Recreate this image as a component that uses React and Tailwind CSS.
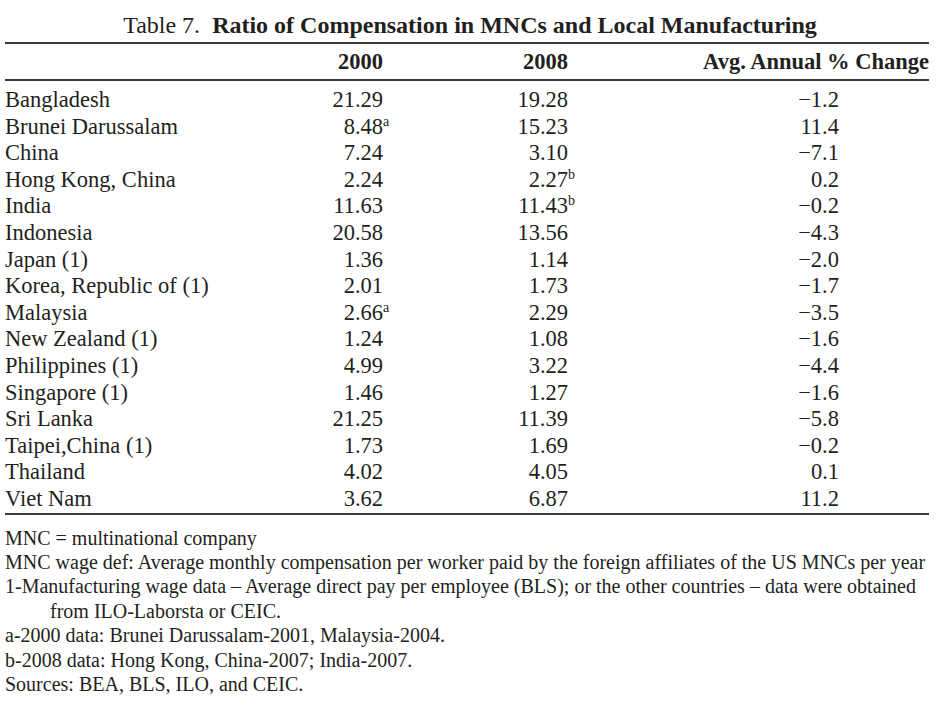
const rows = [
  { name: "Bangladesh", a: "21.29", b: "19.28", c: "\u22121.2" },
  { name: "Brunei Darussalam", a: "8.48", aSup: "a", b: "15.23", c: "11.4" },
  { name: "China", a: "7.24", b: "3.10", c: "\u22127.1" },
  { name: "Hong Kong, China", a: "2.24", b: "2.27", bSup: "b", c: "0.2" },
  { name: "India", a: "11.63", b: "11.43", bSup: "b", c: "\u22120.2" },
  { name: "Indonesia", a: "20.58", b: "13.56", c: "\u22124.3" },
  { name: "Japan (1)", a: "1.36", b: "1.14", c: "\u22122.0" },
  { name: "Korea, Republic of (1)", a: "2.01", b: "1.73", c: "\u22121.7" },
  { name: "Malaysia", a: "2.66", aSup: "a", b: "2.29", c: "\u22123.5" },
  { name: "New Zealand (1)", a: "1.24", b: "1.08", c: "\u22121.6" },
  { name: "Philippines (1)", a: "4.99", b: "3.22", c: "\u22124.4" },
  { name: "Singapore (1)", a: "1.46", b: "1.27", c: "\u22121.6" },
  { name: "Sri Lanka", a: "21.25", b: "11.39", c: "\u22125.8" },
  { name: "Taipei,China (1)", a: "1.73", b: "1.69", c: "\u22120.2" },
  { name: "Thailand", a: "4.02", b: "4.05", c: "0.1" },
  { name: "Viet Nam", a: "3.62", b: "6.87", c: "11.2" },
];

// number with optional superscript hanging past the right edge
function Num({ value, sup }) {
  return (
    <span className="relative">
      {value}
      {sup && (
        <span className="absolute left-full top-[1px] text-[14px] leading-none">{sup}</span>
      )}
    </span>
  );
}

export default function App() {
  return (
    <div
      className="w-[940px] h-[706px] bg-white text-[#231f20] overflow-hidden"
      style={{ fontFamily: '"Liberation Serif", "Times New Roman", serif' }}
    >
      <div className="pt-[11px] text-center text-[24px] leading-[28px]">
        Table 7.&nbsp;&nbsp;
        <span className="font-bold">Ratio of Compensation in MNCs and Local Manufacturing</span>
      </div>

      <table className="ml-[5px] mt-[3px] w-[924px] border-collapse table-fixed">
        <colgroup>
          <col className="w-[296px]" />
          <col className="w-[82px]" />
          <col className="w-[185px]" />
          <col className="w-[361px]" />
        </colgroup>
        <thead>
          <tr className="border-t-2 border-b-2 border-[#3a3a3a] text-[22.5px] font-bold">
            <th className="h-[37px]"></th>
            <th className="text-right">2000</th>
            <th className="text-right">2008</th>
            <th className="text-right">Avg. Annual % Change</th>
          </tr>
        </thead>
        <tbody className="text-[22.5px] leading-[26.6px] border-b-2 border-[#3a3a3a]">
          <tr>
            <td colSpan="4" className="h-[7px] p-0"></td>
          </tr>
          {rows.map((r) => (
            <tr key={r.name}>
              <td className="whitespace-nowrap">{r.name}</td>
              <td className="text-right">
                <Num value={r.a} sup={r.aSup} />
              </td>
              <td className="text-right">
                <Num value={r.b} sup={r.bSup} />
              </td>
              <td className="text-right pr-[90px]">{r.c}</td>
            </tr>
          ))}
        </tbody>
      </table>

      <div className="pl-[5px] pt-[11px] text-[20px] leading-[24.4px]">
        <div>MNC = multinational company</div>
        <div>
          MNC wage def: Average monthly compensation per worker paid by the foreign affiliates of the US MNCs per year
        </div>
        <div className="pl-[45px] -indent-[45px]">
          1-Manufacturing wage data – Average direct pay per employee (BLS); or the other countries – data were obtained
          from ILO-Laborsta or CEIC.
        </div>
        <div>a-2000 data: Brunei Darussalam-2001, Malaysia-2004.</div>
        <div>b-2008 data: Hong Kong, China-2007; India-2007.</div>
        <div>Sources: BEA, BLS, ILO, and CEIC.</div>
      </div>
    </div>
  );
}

__________

▶ **Stated problem**: Copy the listing word for word, excluding its pictures.

▶ **Problem solution**:
Recreate this image as a component that uses React and Tailwind CSS.
const rows = [
  { name: "Bangladesh", a: "21.29", b: "19.28", c: "\u22121.2" },
  { name: "Brunei Darussalam", a: "8.48", aSup: "a", b: "15.23", c: "11.4" },
  { name: "China", a: "7.24", b: "3.10", c: "\u22127.1" },
  { name: "Hong Kong, China", a: "2.24", b: "2.27", bSup: "b", c: "0.2" },
  { name: "India", a: "11.63", b: "11.43", bSup: "b", c: "\u22120.2" },
  { name: "Indonesia", a: "20.58", b: "13.56", c: "\u22124.3" },
  { name: "Japan (1)", a: "1.36", b: "1.14", c: "\u22122.0" },
  { name: "Korea, Republic of (1)", a: "2.01", b: "1.73", c: "\u22121.7" },
  { name: "Malaysia", a: "2.66", aSup: "a", b: "2.29", c: "\u22123.5" },
  { name: "New Zealand (1)", a: "1.24", b: "1.08", c: "\u22121.6" },
  { name: "Philippines (1)", a: "4.99", b: "3.22", c: "\u22124.4" },
  { name: "Singapore (1)", a: "1.46", b: "1.27", c: "\u22121.6" },
  { name: "Sri Lanka", a: "21.25", b: "11.39", c: "\u22125.8" },
  { name: "Taipei,China (1)", a: "1.73", b: "1.69", c: "\u22120.2" },
  { name: "Thailand", a: "4.02", b: "4.05", c: "0.1" },
  { name: "Viet Nam", a: "3.62", b: "6.87", c: "11.2" },
];

// number with optional superscript hanging past the right edge
function Num({ value, sup }) {
  return (
    <span className="relative">
      {value}
      {sup && (
        <span className="absolute left-full top-[1px] text-[14px] leading-none">{sup}</span>
      )}
    </span>
  );
}

export default function App() {
  return (
    <div
      className="w-[940px] h-[706px] bg-white text-[#231f20] overflow-hidden"
      style={{ fontFamily: '"Liberation Serif", "Times New Roman", serif' }}
    >
      <div className="pt-[11px] text-center text-[24px] leading-[28px]">
        Table 7.&nbsp;&nbsp;
        <span className="font-bold">Ratio of Compensation in MNCs and Local Manufacturing</span>
      </div>

      <table className="ml-[5px] mt-[3px] w-[924px] border-collapse table-fixed">
        <colgroup>
          <col className="w-[296px]" />
          <col className="w-[82px]" />
          <col className="w-[185px]" />
          <col className="w-[361px]" />
        </colgroup>
        <thead>
          <tr className="border-t-2 border-b-2 border-[#3a3a3a] text-[22.5px] font-bold">
            <th className="h-[37px]"></th>
            <th className="text-right">2000</th>
            <th className="text-right">2008</th>
            <th className="text-right">Avg. Annual % Change</th>
          </tr>
        </thead>
        <tbody className="text-[22.5px] leading-[26.6px] border-b-2 border-[#3a3a3a]">
          <tr>
            <td colSpan="4" className="h-[7px] p-0"></td>
          </tr>
          {rows.map((r) => (
            <tr key={r.name}>
              <td className="whitespace-nowrap">{r.name}</td>
              <td className="text-right">
                <Num value={r.a} sup={r.aSup} />
              </td>
              <td className="text-right">
                <Num value={r.b} sup={r.bSup} />
              </td>
              <td className="text-right pr-[90px]">{r.c}</td>
            </tr>
          ))}
        </tbody>
      </table>

      <div className="pl-[5px] pt-[11px] text-[20px] leading-[24.4px]">
        <div>MNC = multinational company</div>
        <div>
          MNC wage def: Average monthly compensation per worker paid by the foreign affiliates of the US MNCs per year
        </div>
        <div className="pl-[45px] -indent-[45px]">
          1-Manufacturing wage data – Average direct pay per employee (BLS); or the other countries – data were obtained
          from ILO-Laborsta or CEIC.
        </div>
        <div>a-2000 data: Brunei Darussalam-2001, Malaysia-2004.</div>
        <div>b-2008 data: Hong Kong, China-2007; India-2007.</div>
        <div>Sources: BEA, BLS, ILO, and CEIC.</div>
      </div>
    </div>
  );
}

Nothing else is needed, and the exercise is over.